Summer Camp – Better Off Without You

It seems they’ve at least picked a good band name…


[Video][Website]
[5.62]

Jonathan Bogart: A Tumblr-ready mélange of forced nostalgia, filtered photography, self-regarding winsomeness, and Real “if you’re one of the 8% who still listen to click Like” Music. And if I were in even a slightly less contrary mood, I’d be crushing right along with the rest of the susceptible teenagers.
[5]

Katherine St Asaph: You’ll need to tamp down twenty objections even to start listening to this (Did you love summer camp? Summer Camp loved summer camp! They get you!). What awaits is a surprisingly robust voice and clean arrangement, but no song. It’s as if Jeremy amplified Elizabeth’s idle mumblings to herself, aiming for quirky but ending up tedious.
[5]

Doug Robertson: More summer than camp, this is jangly indie of the old school sort, dappled with sunshine and a nostalgic sound, juxtaposed with acerbic lyrics and a Fuck You sentiment that’s at odds with the melody line despite having a similarly uplifting vibe. Inoffensively pretty and as charming as a fairy tale prince who’s been through media training, the only real problem with it is that, enjoyable though it is, there’s not really much of a pressing need for this song to actually exist, what with the vast swathes of other, similar sounding and similarly pleasant, tracks that are already out there, ignored in the corner, waiting politely for their chance to shyly shine.
[6]

Jonathan Bradley: Somebody lost Bethany Cosentino in the disco. Please contact the cloakroom if you find her; her mother’s looking for her.
[4]

Brad Shoup: Grant them this, maybe: it’s a wicked move to marry the slick production touches of bygone MOR pop/rock to prototypically twee lyrics (and an adenoidal lead vocal). Imagine Kenny Loggins producing Jilted John – or perhaps the other way around. Structurally sound and fat-free, with shimmering Knopflerisms and a lyrical surprise in the bridge (who doesn’t want whom now?). Works for me.
[8]

Alfred Soto: The lead singer’s nasal authority reminds me of a young Deborah Harry, but I have no idea what she’s trying to say or why she cares. The anodyne brightness of the backing band gives her nothing to worth either — she’s signifying into the void.
[5]

Zach Lyon: Oh, what a wonderful opening 0:15. Everything up to that first 80s guitar twang that sounds like it could be borrowed from the White Ninja song I loved. Following that, though, it fails to ride its own coattails, or at least remain even a sliver as aurally explosive as those first fifteen seconds. Instead, the color gets turned down, or maybe just stuck on neon turquoise, and my ears forget that this is supposed to hold their attention.
[5]

Sally O’Rourke: “Better Off Without You” is Thompson Twins producing Tiger Trap for the soundtrack of a John Hughes mumblecore beach party movie. It’s too self-consciously retro cute, but Summer Camp surpass most of their peers via competent musicianship, solid hooks and Steve Mackey’s production, evoking not a literal ’80s sound but the way the ’80s should have sounded.
[7]

3 Responses to “Summer Camp – Better Off Without You”
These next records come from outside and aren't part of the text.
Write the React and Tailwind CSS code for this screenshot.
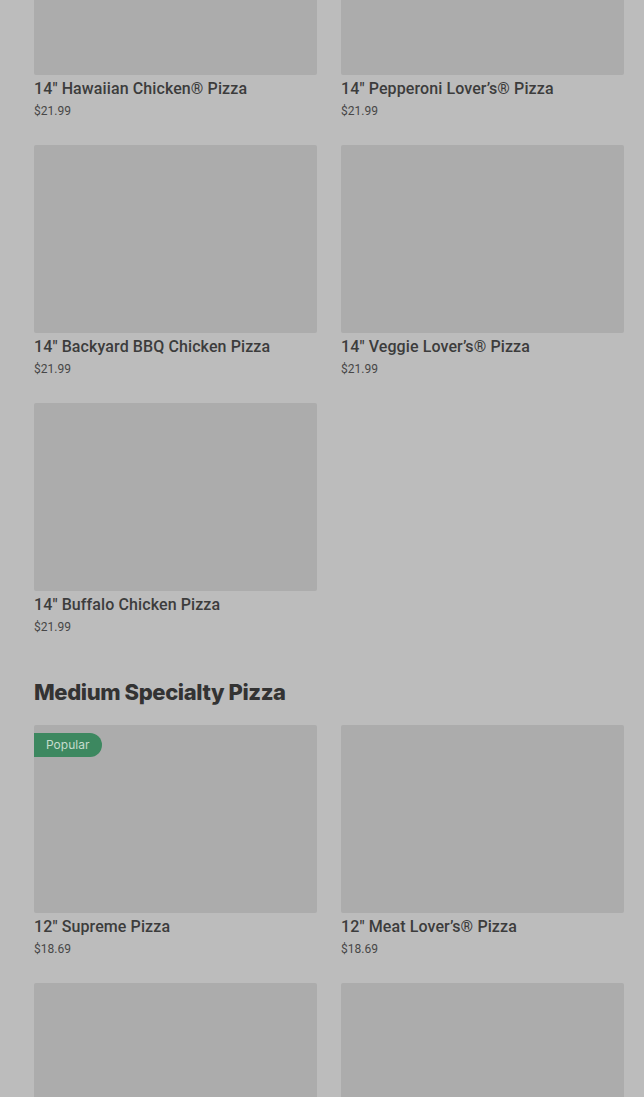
import React from "react";

const Card = ({ title, price, popular }) => (
  <div className="flex flex-col">
    <div className="relative h-[188px] bg-[#acacac] rounded-[2px]">
      {popular && (
        <div className="absolute left-0 top-[8px] h-[24px] w-[68px] bg-[#3d8860] rounded-r-full flex items-center pl-[12px] text-[12px] text-[#c5dccd]" style={{ fontFamily: "Inter, sans-serif" }}>
          Popular
        </div>
      )}
    </div>
    <div className="h-[70px] pt-[3px]">
      <div className="text-[16px] leading-[22px] font-medium text-[#3c3c3c] tracking-[0.1px]" style={{ fontFamily: "Roboto, sans-serif" }}>{title}</div>
      <div className="text-[12px] leading-[18px] mt-[2px] text-[#474747]" style={{ fontFamily: "Roboto, sans-serif" }}>{price}</div>
    </div>
  </div>
);

export default function App() {
  return (
    <div className="w-[644px] h-[1097px] overflow-hidden bg-[#bcbcbc]">
      <div className="px-[34px] pr-[20px] -mt-[113px]">
        <div className="grid grid-cols-2 gap-x-[24px]">
          <Card title={'14" Hawaiian Chicken® Pizza'} price="$21.99" />
          <Card title={'14" Pepperoni Lover\u2019s® Pizza'} price="$21.99" />
          <Card title={'14" Backyard BBQ Chicken Pizza'} price="$21.99" />
          <Card title={'14" Veggie Lover\u2019s® Pizza'} price="$21.99" />
          <Card title={'14" Buffalo Chicken Pizza'} price="$21.99" />
        </div>
        <h2 className="mt-[16px] h-[48px] text-[22px] leading-[30px] font-extrabold text-[#333] tracking-[-0.4px]" style={{ fontFamily: "Inter, sans-serif" }}>
          Medium Specialty Pizza
        </h2>
        <div className="grid grid-cols-2 gap-x-[24px]">
          <Card title={'12" Supreme Pizza'} price="$18.69" popular />
          <Card title={'12" Meat Lover\u2019s® Pizza'} price="$18.69" />
          <Card title="" price="" />
          <Card title="" price="" />
        </div>
      </div>
    </div>
  );
}
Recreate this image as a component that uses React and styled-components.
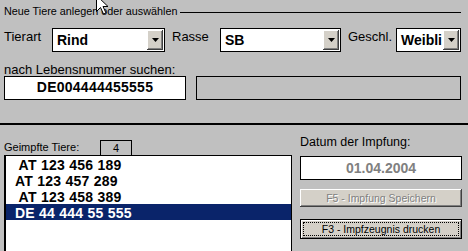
import React from "react";
import styled, { createGlobalStyle } from "styled-components";

const GlobalStyle = createGlobalStyle`
  html, body {
    margin: 0;
    padding: 0;
    background: #c0c0c0;
  }
  body {
    font-family: "Liberation Sans", Arial, sans-serif;
  }
`;

const Window = styled.div`
  position: relative;
  width: 468px;
  height: 251px;
  overflow: hidden;
  background: #c0c0c0;
  color: #000;
`;

const TopPanel = styled.div`
  padding: 5px 7px 0 4px;
`;

const GroupHeader = styled.div`
  display: flex;
  height: 12px;
  font-size: 10.8px;
  line-height: 12px;
`;

const GroupTitle = styled.span`
  white-space: nowrap;
`;

const GroupRule = styled.div`
  flex: 1;
  height: 1px;
  margin: 7px 0 0 3px;
  background: #000;
`;

const FieldRow = styled.div`
  display: flex;
  align-items: flex-start;
  height: 24px;
  margin-top: 11px;
`;

const FieldLabel = styled.span`
  width: 48px;
  margin-left: ${(p) => (p.$first ? 0 : 7)}px;
  padding-top: 1px;
  font-size: 13px;
  line-height: 15px;
`;

const Combo = styled.div`
  display: flex;
  width: ${(p) => p.$width}px;
  height: 24px;
  box-sizing: border-box;
  padding: 1px;
  border: 1px solid #000;
  background: #fff;
`;

const ComboValue = styled.div`
  flex: 1;
  overflow: hidden;
  white-space: nowrap;
  padding-left: 3px;
  font-size: 14px;
  font-weight: bold;
  line-height: 20px;
`;

const ComboButton = styled.div`
  display: flex;
  align-items: center;
  justify-content: center;
  width: 16px;
  height: 20px;
  background: #d4d0c8;
  box-shadow: inset -1px -1px #404040, inset 1px 1px #fff,
    inset -2px -2px #808080;
`;

const SearchLabel = styled.div`
  margin-top: 11px;
  font-size: 13px;
  line-height: 13px;
`;

const SearchRow = styled.div`
  display: flex;
  gap: 10px;
  height: 24px;
`;

const SearchInput = styled.div`
  width: 182px;
  box-sizing: border-box;
  border: 1px solid #000;
  background: #fff;
  text-align: center;
  font-size: 14px;
  font-weight: bold;
  letter-spacing: 0.25px;
  line-height: 20px;
`;

const InfoField = styled.div`
  flex: 1;
  box-sizing: border-box;
  border: 1px solid #000;
`;

const Separator = styled.div`
  height: 2px;
  margin-top: 23px;
  background: #000;
`;

const BottomPanel = styled.div`
  display: flex;
  gap: 8px;
  padding: 0 6px 0 4px;
`;

const LeftColumn = styled.div`
  display: flex;
  flex-direction: column;
  width: 288px;
`;

const ListHeader = styled.div`
  display: flex;
  align-items: flex-start;
  height: 16px;
  margin: 15px 0 -1px;
`;

const ListTitle = styled.span`
  width: 96px;
  margin-top: 1px;
  font-size: 11px;
  line-height: 13px;
`;

const CountBox = styled.div`
  width: 32px;
  height: 16px;
  box-sizing: border-box;
  border: 1px solid #000;
  text-align: center;
  font-size: 11px;
  line-height: 14px;
`;

const ListBox = styled.div`
  height: 120px;
  border: 1px solid #000;
  border-left-width: 2px;
  background: #fff;
`;

const ListItem = styled.div`
  height: 16px;
  padding-left: 9px;
  white-space: pre;
  font-size: 14px;
  font-weight: bold;
  letter-spacing: 0.25px;
  line-height: 19px;
  background: ${(p) => (p.$selected ? "#0a246a" : "transparent")};
  color: ${(p) => (p.$selected ? "#fff" : "#000")};
`;

const RightColumn = styled.div`
  display: flex;
  flex-direction: column;
  width: 162px;
`;

const DateLabel = styled.div`
  margin-top: 10px;
  font-size: 12.5px;
  line-height: 14px;
`;

const DateBox = styled.div`
  height: 24px;
  box-sizing: border-box;
  margin-top: 7px;
  border: 1px solid #000;
  background: #fff;
  text-align: center;
  font-size: 14px;
  font-weight: bold;
  line-height: 22px;
  color: #808080;
`;

const Button = styled.button`
  display: flex;
  align-items: stretch;
  justify-content: center;
  height: ${(p) => p.$height}px;
  box-sizing: border-box;
  margin: ${(p) => p.$top}px 0 0;
  padding: ${(p) => (p.$default ? "2px" : "0")};
  border: ${(p) => (p.$default ? "1px solid #000" : "none")};
  background: #d4d0c8;
  box-shadow: ${(p) =>
    p.$default
      ? "inset 1px 1px #fff, inset -1px -1px #808080"
      : "inset -1px -1px #404040, inset 1px 1px #fff, inset -2px -2px #808080"};
  font-family: inherit;
  font-size: 10.5px;
  color: ${(p) => (p.disabled ? "#808080" : "#000")};
  text-shadow: ${(p) => (p.disabled ? "1px 1px #fff" : "none")};
`;

const ButtonLabel = styled.span`
  display: flex;
  flex: 1;
  align-items: center;
  justify-content: center;
  border: 1px dotted ${(p) => (p.$focused ? "#000" : "transparent")};
`;

const Cursor = styled.svg`
  position: absolute;
  left: 96px;
  top: -5px;
`;

function DropArrow() {
  return (
    <svg width="7" height="4" viewBox="0 0 7 4">
      <path d="M0 0h7L3.5 4z" fill="#000" />
    </svg>
  );
}

function ComboBox({ width, value }) {
  return (
    <Combo $width={width}>
      <ComboValue>{value}</ComboValue>
      <ComboButton>
        <DropArrow />
      </ComboButton>
    </Combo>
  );
}

const animals = [
  " AT 123 456 189",
  "AT 123 457 289",
  " AT 123 458 389",
  "DE 44 444 55 555",
];

export default function App() {
  return (
    <Window>
      <GlobalStyle />
      <TopPanel>
        <GroupHeader>
          <GroupTitle>Neue Tiere anlegen oder auswählen</GroupTitle>
          <GroupRule />
        </GroupHeader>
        <FieldRow>
          <FieldLabel $first>Tierart</FieldLabel>
          <ComboBox width={113} value="Rind" />
          <FieldLabel>Rasse</FieldLabel>
          <ComboBox width={121} value="SB" />
          <FieldLabel>Geschl.</FieldLabel>
          <ComboBox width={65} value="Weibli" />
        </FieldRow>
        <SearchLabel>nach Lebensnummer suchen:</SearchLabel>
        <SearchRow>
          <SearchInput>DE004444455555</SearchInput>
          <InfoField />
        </SearchRow>
      </TopPanel>
      <Separator />
      <BottomPanel>
        <LeftColumn>
          <ListHeader>
            <ListTitle>Geimpfte Tiere:</ListTitle>
            <CountBox>4</CountBox>
          </ListHeader>
          <ListBox>
            {animals.map((a, i) => (
              <ListItem key={a} $selected={i === animals.length - 1}>
                {a}
              </ListItem>
            ))}
          </ListBox>
        </LeftColumn>
        <RightColumn>
          <DateLabel>Datum der Impfung:</DateLabel>
          <DateBox>01.04.2004</DateBox>
          <Button $height={18} $top={9} disabled>
            <ButtonLabel>F5 - Impfung Speichern</ButtonLabel>
          </Button>
          <Button $height={20} $top={12} $default>
            <ButtonLabel $focused>F3 - Impfzeugnis drucken</ButtonLabel>
          </Button>
        </RightColumn>
      </BottomPanel>
      <Cursor width="13" height="20" viewBox="-0.5 -0.5 13 20">
        <path
          d="M0 0L0 16L4 12L7 18.5L9.5 17.5L6.5 11L11.5 11Z"
          fill="#fff"
          stroke="#000"
          strokeWidth="1"
          strokeLinejoin="miter"
        />
      </Cursor>
    </Window>
  );
}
  1. Started to blurb this a couple of times and couldn’t think of a damn thing to say about it other than that the first few seconds reminded me of “Footloose” and the rest of it reminded me of a more boring version of that Cults song we did a few months back. Thompson Twins producing Tiger Trap for the soundtrack of a John Hughes mumblecore beach party movie, though? That could be the new name for this whole genre.

  2. Amazed we made it that far without a mention of Cults.

  3. Someone mentioned Bethany Cosentino, which sorta counts via the transitive property?